Greens spokesperson for Children and Youth, and Justice, Hon Alison Xamon MLC has today welcomed the findings of the Punitive Not Protective: When the Mandatory Registration of Young People is not based on risk report, from the Standing Committee on Environment and Public Affairs.
Ms Xamon, who made a submission to the inquiry, said today’s report was timely and important – and she hoped the recommendations presented would lead to much needed reform of the Community Protection (Offender Reporting) Act 2004.
She said the Greens had long-held concerns about the impact of mandatory registration on children, particularly as there was currently no consideration given to offenders’ developmental or other issues, and there was currently no mechanism for removing a young person from the Community Protection Offender Register (the Register), leading to lifelong registration.

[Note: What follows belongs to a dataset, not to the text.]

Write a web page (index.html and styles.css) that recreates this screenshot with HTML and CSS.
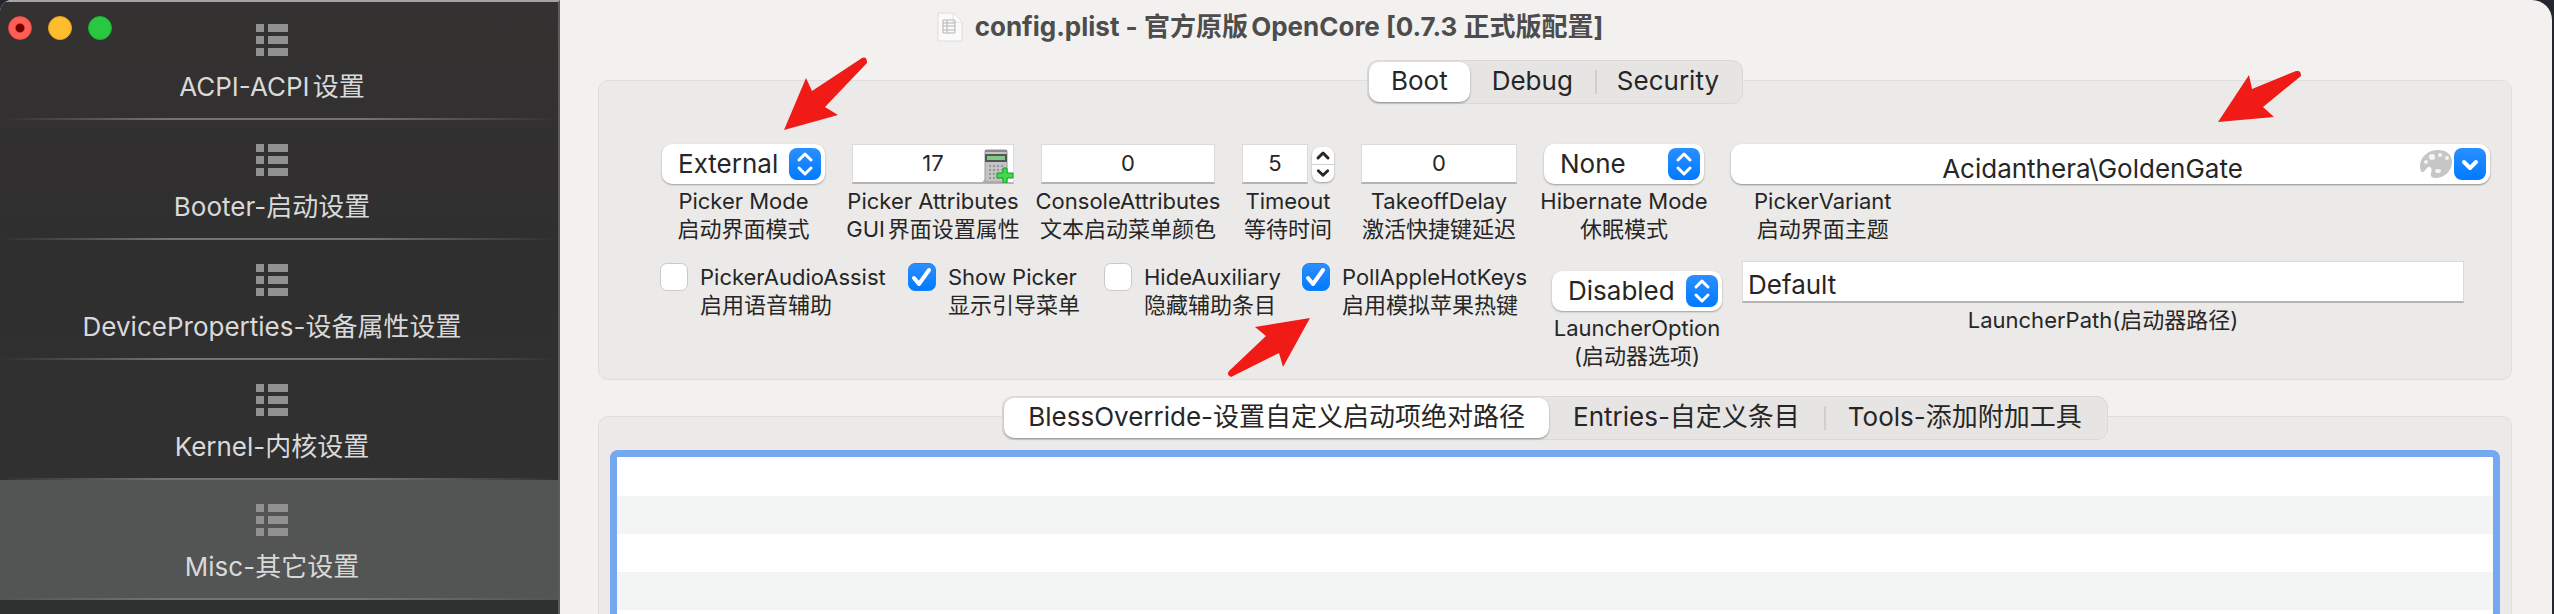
FILE: index.html
```html
<!DOCTYPE html>
<html lang="zh-CN">
<head>
<meta charset="utf-8">
<title>config.plist - 官方原版OpenCore</title>
<link rel="stylesheet" href="styles.css">
</head>
<body>
<svg class="defs" aria-hidden="true">
  <symbol id="list" viewBox="0 0 32 32"><path d="M0 0h8v8H0zM12 0h20v8H12zM0 12h8v8H0zM12 12h20v8H12zM0 24h8v8H0zM12 24h20v8H12z"/></symbol>
  <symbol id="updown" viewBox="0 0 32 32"><path d="M10 12l6-6 6 6M10 20l6 6 6-6" fill="none" stroke="#fff" stroke-width="3" stroke-linecap="round" stroke-linejoin="round"/></symbol>
</svg>
<div class="window">
  <aside class="sidebar">
    <div class="lights">
      <button class="light close" aria-label="Close"></button>
      <button class="light minimize" aria-label="Minimize"></button>
      <button class="light zoom" aria-label="Zoom"></button>
    </div>
    <nav class="nav">
      <a class="item" href="#acpi"><svg class="glyph"><use href="#list"/></svg><span>ACPI-ACPI设置</span></a>
      <a class="item" href="#booter"><svg class="glyph"><use href="#list"/></svg><span>Booter-启动设置</span></a>
      <a class="item" href="#device"><svg class="glyph"><use href="#list"/></svg><span>DeviceProperties-设备属性设置</span></a>
      <a class="item" href="#kernel"><svg class="glyph"><use href="#list"/></svg><span>Kernel-内核设置</span></a>
      <a class="item selected" href="#misc"><svg class="glyph"><use href="#list"/></svg><span>Misc-其它设置</span></a>
      <a class="item" href="#nvram" aria-label="NVRAM"></a>
    </nav>
  </aside>
  <main class="main">
    <header class="titlebar">
      <svg class="doc" viewBox="0 0 26 30"><path d="M1 1h15l9 9v19H1z" fill="#fafafa" stroke="#dedcda"/><path d="M16 1v9h9z" fill="#fff" stroke="#e4e2e0"/><path d="M6 8h12v13H6zM6 11h12M6 14h12M6 18h12M10 8v13" fill="none" stroke="#b4b3b2"/></svg>
      <h1 class="title">config.plist - 官方原版OpenCore [0.7.3 正式版配置]</h1>
    </header>

    <section class="panel boot">
      <div class="tabs">
        <button class="tab on">Boot</button>
        <button class="tab">Debug</button>
        <button class="tab ruled">Security</button>
      </div>
      <div class="fields">
        <div class="field mode">
          <div class="popup"><select id="mode"><option>External</option></select><svg class="chip"><use href="#updown"/></svg></div>
          <label for="mode">Picker Mode<br>启动界面模式</label>
        </div>
        <div class="field attrs">
          <div class="boxed">
            <input class="text" id="attrs" value="17">
            <button class="calc" aria-label="Calculator"><svg viewBox="0 0 32 34"><path d="M0 33l3-3v3z" fill="#bbb"/><rect x="3" y="1" width="22" height="32" rx="1" fill="#c4c4c4" stroke="#9a9a9a"/><path d="M3 2h22" stroke="#8a8a8a" stroke-width="2"/><rect x="4" y="6" width="20" height="6" fill="#82c987" stroke="#555" stroke-width="2"/><path d="M7 17h16M7 21h16M7 25h16M7 29h16" stroke="#999" stroke-width="2" stroke-dasharray="2 2"/><path d="M21 19h4v5h6v5h-6v5h-4v-5h-6v-5h6z" fill="#3ddc4b" stroke="#159a24" stroke-width="1"/></svg></button>
          </div>
          <label for="attrs">Picker Attributes<br>GUI界面设置属性</label>
        </div>
        <div class="field console">
          <input class="text" id="console" value="0">
          <label for="console">ConsoleAttributes<br>文本启动菜单颜色</label>
        </div>
        <div class="field timeout">
          <div class="stepped">
            <input class="text" id="timeout" value="5">
            <div class="stepper">
              <button aria-label="Increase"><svg viewBox="0 0 22 17"><path d="M6 11l5-5 5 5"/></svg></button>
              <button aria-label="Decrease"><svg viewBox="0 0 22 17"><path d="M6 6l5 5 5-5"/></svg></button>
            </div>
          </div>
          <label for="timeout">Timeout<br>等待时间</label>
        </div>
        <div class="field takeoff">
          <input class="text" id="takeoff" value="0">
          <label for="takeoff">TakeoffDelay<br>激活快捷键延迟</label>
        </div>
        <div class="field hibernate">
          <div class="popup"><select id="hibernate"><option>None</option></select><svg class="chip"><use href="#updown"/></svg></div>
          <label for="hibernate">Hibernate Mode<br>休眠模式</label>
        </div>
        <div class="field variant">
          <div class="combo">
            <input id="variant" value="Acidanthera\GoldenGate">
            <svg class="palette" viewBox="0 0 32 28"><path fill="#c6c6c6" d="M0 15C1 6 9 0 18 0c8 0 14 4 14 12 0 9-8 16-16 16-4 0-6-2-5-5 1-3 1-5-1-6-3-1-4 4-7 5-2 1-3-2-3-7z"/><g fill="#f4f4f4"><circle cx="6" cy="12" r="2"/><circle cx="12" cy="7" r="3"/><circle cx="20" cy="5" r="2"/><circle cx="27" cy="8" r="2"/><ellipse cx="18" cy="21" rx="3" ry="2"/></g></svg>
            <button class="drop" aria-label="Show choices"><svg viewBox="0 0 32 32"><path d="M10 14l6 6 6-6" fill="none" stroke="#fff" stroke-width="4" stroke-linecap="round" stroke-linejoin="round"/></svg></button>
          </div>
          <label for="variant">PickerVariant<br>启动界面主题</label>
        </div>
      </div>
      <div class="checks">
        <label class="check"><input type="checkbox"><span>PickerAudioAssist<br>启用语音辅助</span></label>
        <label class="check"><input type="checkbox" checked><span>Show Picker<br>显示引导菜单</span></label>
        <label class="check"><input type="checkbox"><span>HideAuxiliary<br>隐藏辅助条目</span></label>
        <label class="check"><input type="checkbox" checked><span>PollAppleHotKeys<br>启用模拟苹果热键</span></label>
        <div class="field option">
          <div class="popup"><select id="option"><option>Disabled</option></select><svg class="chip"><use href="#updown"/></svg></div>
          <label for="option">LauncherOption<br>(启动器选项)</label>
        </div>
        <div class="field path">
          <input class="text" id="path" value="Default">
          <label for="path">LauncherPath(启动器路径)</label>
        </div>
      </div>
      <svg class="arrow arrow-mode" viewBox="0 0 84 74"><path d="M0 73L22 21 28 34 78 1Q83-1 83 6L41 50 54 58z"/></svg>
      <svg class="arrow arrow-keys" viewBox="0 0 84 60"><path d="M83 0L28 9 39 18 2 53Q-1 57 4 59L52 35 56 49z"/></svg>
      <svg class="arrow arrow-variant" viewBox="0 0 84 52"><path d="M0 51L31 4 34 18 78 0Q83-1 83 5L45 36 56 46z"/></svg>
    </section>

    <section class="panel bless">
      <div class="tabs">
        <button class="tab on">BlessOverride-设置自定义启动项绝对路径</button>
        <button class="tab">Entries-自定义条目</button>
        <button class="tab ruled">Tools-添加附加工具</button>
      </div>
      <div class="list" tabindex="0"></div>
    </section>
  </main>
</div>
</body>
</html>
```

FILE: styles.css
```css
* { box-sizing: border-box; }
body {
  margin: 0;
  height: 100vh;
  overflow: hidden;
  background: #23262f;
  color: #262626;
  font-family: Inter, "Noto Sans CJK SC", sans-serif;
  font-size: 26px;
  text-autospace: normal;
}
button, input, select { font: inherit; color: inherit; margin: 0; padding: 0; border: 0; background: none; }
.defs { position: absolute; width: 0; height: 0; }

.window {
  display: flex;
  height: 100%;
  margin-right: 2px;
  border-radius: 12px 20px 0 0;
  overflow: hidden;
  background: #f3f1ef;
}

.sidebar {
  position: relative;
  flex: none;
  width: 560px;
  border-top: 2px solid #a3a3a3;
  border-right: 2px solid #5c5c5c;
  background: linear-gradient(#343131, #302f2f 40%, #2f3130);
}
.lights { position: absolute; top: 14px; left: 8px; display: flex; gap: 16px; }
.light { width: 24px; height: 24px; border-radius: 50%; }
.close { background: radial-gradient(circle, #730000 4px, #ff5f57 5px); border: 1px solid #e2463f; }
.minimize { background: #febc2e; border: 1px solid #e1a325; }
.zoom { background: #28c840; border: 1px solid #1fae2f; }
.nav { display: flex; flex-direction: column; margin-top: -2px; }
.item {
  flex: none;
  display: flex;
  flex-direction: column;
  align-items: center;
  gap: 15px;
  height: 120px;
  padding: 24px 14px 0 0;
  color: #d9d9d9;
  line-height: 32px;
  text-decoration: none;
  background: linear-gradient(90deg, transparent, #737373 30%, #737373 65%, transparent) bottom / 100% 2px no-repeat;
}
.selected { background-color: #535454; }
.glyph { width: 32px; height: 32px; fill: #919191; }

.main { flex: 1; min-width: 0; display: flex; flex-direction: column; padding: 0 40px 0 38px; }
.titlebar { display: flex; justify-content: center; gap: 12px; height: 80px; padding-top: 12px; margin-right: 570px; }
.doc { width: 26px; height: 30px; }
.title { margin: 0; font-size: 26px; line-height: 30px; font-weight: 700; color: #4d4d4d; white-space: nowrap; }

.panel {
  position: relative;
  border: 1px solid #dfdedc;
  border-radius: 10px;
  background: #ebeae8;
}
.boot { height: 300px; }
.bless { flex: 1; margin-top: 36px; padding: 0 11px; border-bottom: 0; border-radius: 10px 10px 0 0; }
.tabs {
  display: flex;
  width: max-content;
  height: 44px;
  margin: -21px auto 0;
  padding: 1px;
  border: 1px solid #dad9d7;
  border-radius: 11px;
  background: #e6e5e3;
}
.tab { position: relative; padding: 0 24px 2px; border-radius: 10px; line-height: 38px; white-space: nowrap; }
.boot .tab { padding: 0 22px 2px; }
.on { background: #fff; box-shadow: 0 1px 2px #00000066; }
.ruled::before { content: ""; position: absolute; left: 0; top: 8px; width: 2px; height: 24px; background: #d0cfcd; }

.fields { display: flex; gap: 27px; padding: 40px 21px 0 63px; }
.field { display: flex; flex-direction: column; align-items: center; flex: none; }
.field label, .check { font-size: 22px; line-height: 28px; text-align: center; white-space: nowrap; }
.field label { margin-top: 3px; }
.mode { width: 163px; }
.attrs { width: 162px; }
.console { width: 174px; }
.timeout { width: 92px; }
.takeoff { width: 156px; }
.hibernate { width: 160px; }
.variant { flex: 1; align-items: stretch; }
.variant label { align-self: flex-start; margin-left: 23px; }

.popup { position: relative; width: 100%; }
.popup select {
  appearance: none;
  display: block;
  width: 100%;
  height: 40px;
  padding: 0 0 2px 16px;
  border-radius: 10px;
  background: #fff;
  box-shadow: 0 1px 2px #00000055;
}
.chip, .drop { width: 32px; height: 32px; border-radius: 8px; background: linear-gradient(#2b8fff, #007aff); }
.chip { position: absolute; right: 4px; top: 4px; pointer-events: none; }
.text {
  display: block;
  width: 100%;
  height: 40px;
  background: #fff;
  border: 1px solid #dcdbd9;
  border-bottom: 2px solid #b5b4b2;
  padding-bottom: 2px;
  font-size: 22px;
  text-align: center;
}
.boxed { position: relative; width: 100%; }
.calc { position: absolute; right: 0; top: 5px; width: 32px; height: 34px; }
.calc svg, .stepper svg, .drop svg { display: block; width: 100%; height: 100%; }
.stepped { display: flex; align-items: center; gap: 4px; width: 100%; }
.stepped .text { flex: 1; min-width: 0; }
.stepper { width: 22px; height: 35px; border-radius: 8px; background: #fff; box-shadow: 0 1px 2px #00000055; overflow: hidden; }
.stepper button { display: block; width: 22px; height: 17px; }
.stepper button + button { border-top: 1px solid #d0d0d0; }
.stepper path { fill: none; stroke: #262626; stroke-width: 3; stroke-linecap: round; stroke-linejoin: round; }
.combo {
  display: flex;
  align-items: center;
  gap: 2px;
  height: 40px;
  padding-right: 4px;
  border-radius: 11px;
  background: #fff;
  box-shadow: 0 1px 2px #00000066;
}
.combo input { flex: 1; min-width: 0; height: 40px; padding: 9px 0 0 36px; text-align: center; }
.palette { width: 32px; height: 28px; }

.checks {
  display: grid;
  grid-template-columns: 248px 196px 198px 250px 170px 1fr;
  padding: 20px 47px 0 61px;
}
.check { display: flex; align-items: flex-start; gap: 12px; text-align: left; }
.check input {
  appearance: none;
  flex: none;
  width: 28px;
  height: 28px;
  border: 1px solid #cbcac8;
  border-radius: 7px;
  background: #fff;
}
.check input:checked {
  border-color: #1584ff;
  background: url("data:image/svg+xml,%3Csvg xmlns='http://www.w3.org/2000/svg' viewBox='0 0 28 28'%3E%3Cpath d='M6 15l5 6L21 7' fill='none' stroke='white' stroke-width='4' stroke-linecap='round' stroke-linejoin='round'/%3E%3C/svg%3E") center / 28px 28px no-repeat, linear-gradient(#2b8fff, #007aff);
}
.option { padding-top: 8px; }
.path { padding-left: 20px; }
.path .text { height: 42px; margin-top: -2px; padding: 5px 0 0 5px; font-size: 26px; text-align: left; }

.arrow { position: absolute; fill: #f01a17; width: 84px; pointer-events: none; }
.arrow-mode { left: 185px; top: -24px; height: 74px; }
.arrow-keys { left: 628px; top: 237px; height: 60px; }
.arrow-variant { right: 209px; top: -10px; height: 52px; }

.list {
  height: calc(100% - 33px);
  margin-top: 10px;
  border: 7px solid #76a8ef;
  border-bottom: 0;
  border-radius: 8px 8px 0 0;
  background: repeating-linear-gradient(#fff 0 38px, #f3f5f4 38px 76px) 0 1px;
  outline: 0;
}
```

“Child sexual abuse is a terrible crime which has lasting impacts on victims – and the community rightly expects a strong and robust response,” Ms Xamon said.
“Yet, we know that research, most notably from the Australian Institute of Criminology, suggests young sex offenders are unlikely to become adult sex offenders, therefore a lifelong inclusion on the Register is not appropriate in every instance.”
Ms Xamon said she was pleased to see today’s report emphasise the importance of differentiating between young and adult offenders under the law.
She said she very much supported the committee’s recommendations that the Government develop therapeutic approaches within the youth justice system for rehabilitating children who display harmful sexual behaviours, and that registration should be subject to judicial discretion.
“The Act as it currently stands is unfairly applied to low risk offenders,” Ms Xamon said.
“The best interests of the community, as well as of individual children and young people, would be best served by limiting registration and reporting requirements to those young people judged to be a real threat to children.”